July Queen Bee of Scandibee, Nina aka bossyoz, asked for two houses for Scandibee Road. I immediately jumped at the chance to try two house patterns already in my collection, namely Dwell by Camille Roskelley in her Simply Retro book, and one of the houses in Johanna Masko’s Houses wall-hanging quilt.
The Dwell block finishes at 9” x 12”, so I had to add borders. If you look closely at the original pattern, you’ll see how I have chopped off some of the house. The block didn’t look nice enough with grass only on the sides, so the rotary cutter got to sing unexpectedly. Nina encouraged us to put stuff in windows and add other quirky details, so I wrote a little story about my Dwell-based house, with a fancy lady collecting watches in her sitting room, whilst the cook was baking in the kitchen. And the Snowy background gave the name for my block, The First Snow. The red/white house and door colour is a nod to a Nordic tradition of painting cottages and such red with white corners.
The second block I made has no name, but the story goes such that there’s a minimalist family living in the house. Perhaps the father is dealing with a stressful situation with kids and barking dog and the whole suburban experience by trimming his lawn each evening. You see, Nina commented on how neat everything looks behind the row of trees, also planted in organised manner.
Anyway, construction of each block was interesting, and I learned new things in particular when making the second block, more specifically its paper-pieced section. It contains parts that need to be constructed before adding to the rest – which I hadn’t done of course – and so I had to rip a few seams, cut the template into sections, and start again. Very interesting indeed. These situations arise when one doesn’t read instructions properly… *eyeroll*
I have to give myself some positive feedback, too, to counteract the negative. The Houses quilt is a continuous pattern, but I decided to copy only a part of it, then start tweaking away. The only thing I knew when starting out was that I wanted this house to be in the middle of my block, but the rest was improvisation. I recall when making the first cuts back in the day with my rotary cutter, completely freaked out that I’d mess stuff up somehow, but now I’m happily chopping here and there without much worry.
Not only did I think of fabric as being more holy somehow, but I also was a bit reluctant to cut into my pretties. So there’s happened a clear development for the better in both how I view the materials and how I fearlessly try new things.
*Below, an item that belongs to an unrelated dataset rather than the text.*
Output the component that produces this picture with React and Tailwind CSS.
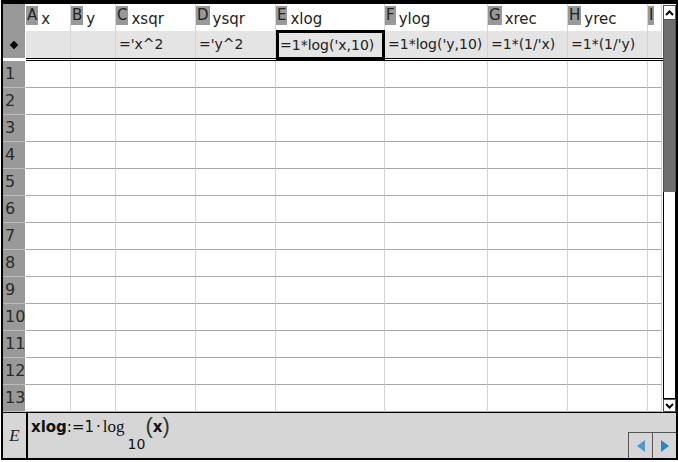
import React from 'react';

const cols = [
  { key: 'A', name: 'x', w: 45, f: '' },
  { key: 'B', name: 'y', w: 45, f: '' },
  { key: 'C', name: 'xsqr', w: 80, f: "='x^2" },
  { key: 'D', name: 'ysqr', w: 80, f: "='y^2" },
  { key: 'E', name: 'xlog', w: 109, f: "=1*log('x,10)" },
  { key: 'F', name: 'ylog', w: 103, f: "=1*log('y,10)" },
  { key: 'G', name: 'xrec', w: 80, f: "=1*(1/'x)" },
  { key: 'H', name: 'yrec', w: 80, f: "=1*(1/'y)" },
  { key: 'I', name: '', w: 14, f: '' },
];

const rows = [1, 2, 3, 4, 5, 6, 7, 8, 9, 10, 11, 12, 13];

const font = { fontFamily: '"DejaVu Sans", "Liberation Sans", sans-serif' };

const HeaderRow = () => (
  <div className="flex h-[27px]">
    <div className="w-[23px] bg-[#999999] border-r border-white" />
    {cols.map((c) => (
      <div
        key={c.key}
        className="flex items-start border-r border-[#d4d4d4] bg-white overflow-hidden"
        style={{ width: c.w }}
      >
        <div className="mt-[2px] h-[19px] px-[1px] bg-[#999999] text-[#222] text-[15px] leading-[19px]">
          {c.key}
        </div>
        <div className="ml-[3px] mt-[6px] text-[15px] leading-[19px] text-[#222] whitespace-nowrap">{c.name}</div>
      </div>
    ))}
  </div>
);

const FormulaRow = () => (
  <div className="flex h-[27px]">
    <div className="w-[23px] bg-[#999999] border-r border-white flex items-center justify-center">
      <div className="w-[6px] h-[6px] bg-black rotate-45" />
    </div>
    {cols.map((c) => (
      <div
        key={c.key}
        className={
          c.key === 'E'
            ? 'h-[30px] -mt-[1px] border-[3px] border-black bg-[#e4e4e4] text-[14px] leading-[24px] pl-[1px] text-[#222] whitespace-nowrap overflow-hidden relative z-10'
            : 'border-r border-[#d4d4d4] bg-[#e4e4e4] text-[14px] leading-[27px] pl-[3px] text-[#222] whitespace-nowrap overflow-hidden'
        }
        style={{ width: c.w }}
      >
        {c.f}
      </div>
    ))}
  </div>
);

const DataRow = ({ n }) => (
  <div className="flex h-[27px]">
    <div className="w-[23px] bg-[#999999] border-r border-white border-b border-b-[#bdbdbd] text-[16px] leading-[26px] pl-[2px] text-[#2a2a2a]">
      {n}
    </div>
    {cols.map((c) => (
      <div
        key={c.key}
        className="border-r border-r-[#d4d4d4] border-b border-b-[#a8a8a8] bg-white"
        style={{ width: c.w }}
      />
    ))}
  </div>
);

const Scrollbar = () => (
  <div className="w-[13px] flex flex-col bg-white">
    <div className="h-[15px] mt-[1px] border border-[#555] flex items-center justify-center">
      <svg width="9" height="6" viewBox="0 0 9 6">
        <path d="M1 5 L4.5 1.5 L8 5" stroke="black" strokeWidth="2" fill="none" />
      </svg>
    </div>
    <div className="h-[172px] bg-[#6e6e6e] border-x border-[#555]" />
    <div className="flex-1 border border-t-0 border-black bg-white" />
    <div className="h-[13px] border border-[#555] flex items-center justify-center">
      <svg width="9" height="6" viewBox="0 0 9 6">
        <path d="M1 1 L4.5 4.5 L8 1" stroke="black" strokeWidth="2" fill="none" />
      </svg>
    </div>
  </div>
);

export default function App() {
  return (
    <div className="w-[678px] h-[462px] bg-white pl-[1px] pb-[2px]" style={font}>
      <div className="h-full border-t-4 border-l-2 border-r-2 border-b-2 border-black flex flex-col">
        <div className="flex h-[408px]">
          <div className="w-[660px] flex flex-col">
            <HeaderRow />
            <FormulaRow />
            <div className="flex h-[3px]">
              <div className="w-[23px] bg-white" />
              <div className="flex-1 border-y border-black bg-white" />
            </div>
            {rows.map((n) => (
              <DataRow key={n} n={n} />
            ))}
          </div>
          <Scrollbar />
        </div>
        <div className="h-px bg-black" />
        <div className="flex-1 flex bg-[#d6d6d6]">
          <div className="w-[25px] border-r-2 border-black flex items-center justify-center">
            <span className="italic text-[17px] text-[#222]" style={{ fontFamily: '"Liberation Serif", serif' }}>E</span>
          </div>
          <div className="flex-1 relative">
            <div className="absolute left-[3px] top-[3px] flex items-start text-[15px] text-[#111]">
              <span className="font-bold leading-[22px]">xlog</span>
              <span className="leading-[22px]">:=1</span>
              <span className="leading-[22px] mx-[2px]">·</span>
              <span className="leading-[22px]" style={{ fontFamily: '"Liberation Serif", serif', fontSize: 17 }}>log</span>
              <span className="mt-[17px] ml-[3px] text-[14px] leading-[22px]">10</span>
              <span className="leading-[22px] text-[22px] -mt-[1px] text-[#333]" style={{ fontFamily: '"Liberation Sans", sans-serif' }}>(</span>
              <span className="leading-[22px] font-bold">x</span>
              <span className="leading-[22px] text-[22px] -mt-[1px] text-[#333]" style={{ fontFamily: '"Liberation Sans", sans-serif' }}>)</span>
            </div>
            <div className="absolute right-0 bottom-0 flex h-[26px]">
              <div className="w-[24px] border-l border-t border-[#555] flex items-center justify-center">
                <svg width="8" height="12" viewBox="0 0 8 12"><path d="M8 0 L0 6 L8 12 Z" fill="#4a9ccc" /></svg>
              </div>
              <div className="w-[24px] border-l border-t border-[#555] flex items-center justify-center">
                <svg width="8" height="12" viewBox="0 0 8 12"><path d="M0 0 L8 6 L0 12 Z" fill="#2a86c4" /></svg>
              </div>
            </div>
          </div>
        </div>
      </div>
    </div>
  );
}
I can’t say the latter about myself in all other areas of life, but oftentimes I notice rings over the water at some later point in time. Waltzing outside of the comfort zone is good.
Another conclusion I keep arriving at whenever I sew with the help of paper is how FPP is such a nice technique for me to use whilst I have the silly sewing machine I can’t trust completely to sew accurate seam allowances. Because FPP is about creating said accurate seam allowance only after you’ve already sewn the seam! So nifty.
I was very late at sending Nina her blocks, only a couple of minutes before the postman emptying the box for evening mail, and so I didn’t have time to throw in some extra fabric. I have something for her cooking, though.
So, you and houses? Have you seen how popular they are currently? They come in all shapes and sizes!